The third-year Titans quarterback had his worst game in the NFL at the worst time, throwing a career-high four interceptions, to go with just one passing score. The rest of the Titans weren't blameless either, with veteran tight end Delanie Walker dropping a touchdown pass and the field goal unit getting a kick blocked.
There's probably still four very winnable games remaining on Tennessee's schedule, and a 10-6 record and a playoff berth will certainly sound like improvement from last year's 9-7, non-postseason finish. But it won't be the big jump that many anticipated.
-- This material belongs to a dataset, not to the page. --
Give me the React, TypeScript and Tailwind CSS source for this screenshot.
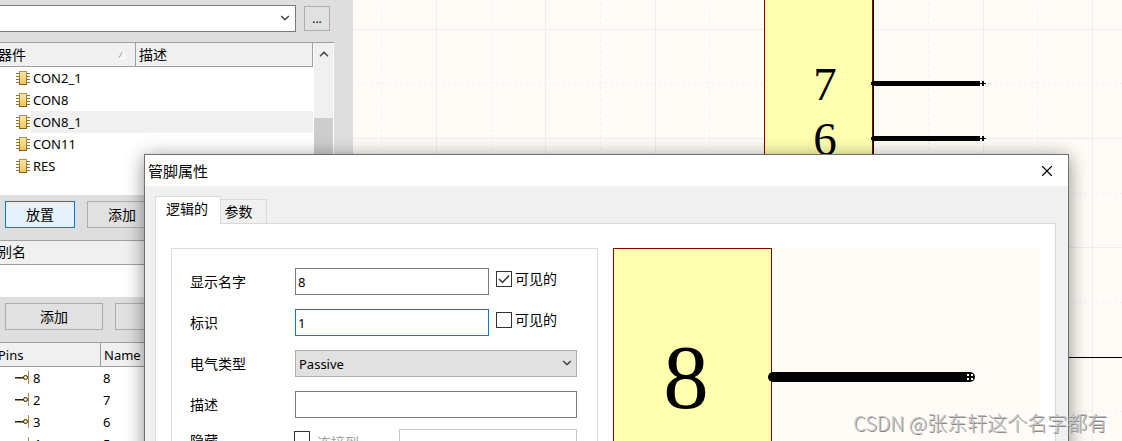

For now the Titans belong in the over-rated department.
Ridiculously Cool Football Card of the Week
I'm a sucker for the stories of people who have had long, interesting careers, and Dick LeBeau is pretty much the definition of that sub-set in terms of NFL history. The man entered the league out of Ohio State in 1959, during the Eisenhower administration, and yet he's still at it, serving as the Titans assistant head coach/defensive coordinator at the ripe old age of 80. That means he has drawn a check in the NFL in an astounding seven different decades, an impressive accomplishment by anyone's standards. Since it's Thanksgiving week, it seems only right to picture LeBeau late in his 14-season Lions tenure (1959-72), because Detroit is still synonymous with the football feast on the fourth Thursday in November. Here's LeBeau on his 1971 Topps, when he was a 34-year cornerback getting the job done. LeBeau had his final six of 62 interceptions in the NFL that season, capping a remarkable three-year run of 21 picks in 1969-71. They'll never be another like LeBeau.